When I write a program, I usually care about it as a program, not as a proof. When I write a GUI, say, I care about how it enables the users to access the rest of the program's features. You can turn that into a proof, and the compiler may in fact do so, but what it proves is something that is really unrelated to what I'm trying to do. The "proof" won't prove anything about usability or human factors or pleasing color scheme or user workflow or efficient use of screen real estate. It will prove something that, from the programming point of view, is completely uninteresting.

So, as I said, I'm not interested in the proof, I'm interested in the program. And, despite the correspondence, they are not the same thing.


>I'm not interested in the proof, I'm interested in the program

Maybe not in the abstract - but you are, in fact, "interested in the proof": because when the program doesn't do what you want it to, you either have to fix it so it does prove your use case, or you've proven that what you were trying to do was incorrect


You don’t care what the statement it proves is, and just an assurance of the conclusion would often be not valued


There's a middle-ground here where the input and output types of a function (informally) denote the pre- and post-conditions and a (correct) program is equivalent to a proof that your pre-condition implies the post-condition.

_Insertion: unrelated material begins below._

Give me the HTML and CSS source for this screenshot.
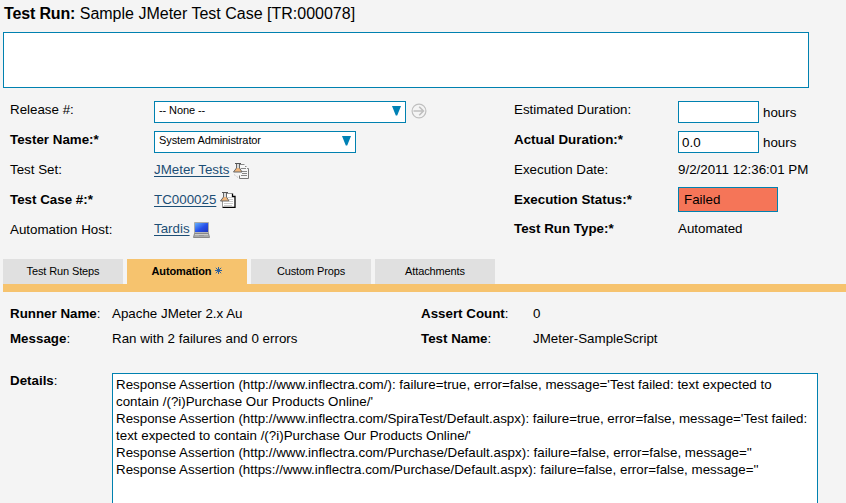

A function List -> Sorted List can both be considered a proof that lists can be sorted as well as a procedure for sorting lists.


Programs are proofs in the same way solutions to arithmetic's problems are proofs, they typically don't prove anything interesting so are not considered proofs even though in practice you could map every program to some set of mathematical statements and vice versa.

Edit: And for this topic in question, If you don't understand what you are proving then you aren't working with proofs. I really doubt that programmers actually constructs their programs by mapping it to mathematical statements, seeing what it proves and then mapping it back to a program, so they are writing programs, not proofs.